Interface-Tailored Secondary Excitation and Ultrafast Charge/Energy Transfer in Ti3C2Tx-MoS2 Heterostructure Films

Abstract

Charge/energy separation across interfaces of plasmonic materials is vital for minimizing plasmonic losses and enhancing their performance in photochemical and optoelectronic applications. While heterostructures combining plasmonic two-dimensional transition metal carbides/nitrides (MXenes) and semiconducting transition metal dichalcogenides (TMDs) hold significant potential, the mechanisms governing plasmon-induced carrier dynamics at these interfaces remain elusive.

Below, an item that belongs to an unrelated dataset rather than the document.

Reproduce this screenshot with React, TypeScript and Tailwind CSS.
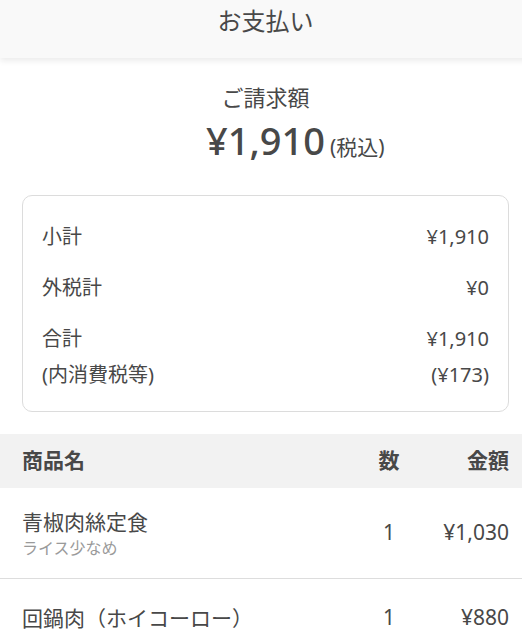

Here, we uncover a distinctive secondary excitation phenomenon and an ultrafast charge/energy transfer process in heterostructure films composed of macro-scale Ti₃C₂T_x and MoS₂ films. Using Rayleigh–Bénard convection and Marangoni effect-induced self-assembly, we fabricate large-scale (square centimeters) Ti₃C₂T_x and MoS₂ films composed of edge-connected monolayer nanoflakes. These films are flexibly stacked in a controlled sequence to form macroscopic heterostructures, enabling the investigation and manipulation of excited-state dynamics using transient absorption and optical pump-terahertz probe spectroscopy. In the Ti₃C₂T_x-MoS₂ heterostructure, we observe a secondary excitation in MoS₂ driven by the surface plasmon resonance of Ti₃C₂T_x. This phenomenon, with a characteristic rise time constant of ∼70 ps, is likely facilitated by acoustic phonon recycling across the interface. Further interfacial thermal transport engineering─achieved by tailoring the sequence and combination of interfaces in trilayer heterostructures─allows extending the characteristic time to ∼175 ps. Furthermore, we identify a sub-150 fs ultrafast charge/energy transfer process from Ti₃C₂T_x to MoS₂. The transfer efficiency is strongly dependent on the excitation photon energy, resulting in amplified photoconductivity in MoS₂ by up to ∼180% under 3.10 eV excitation. These insights are crucial for developing plasmonic MXene-based heterostructures, paving the way for advancements in photochemical and optoelectronic applications.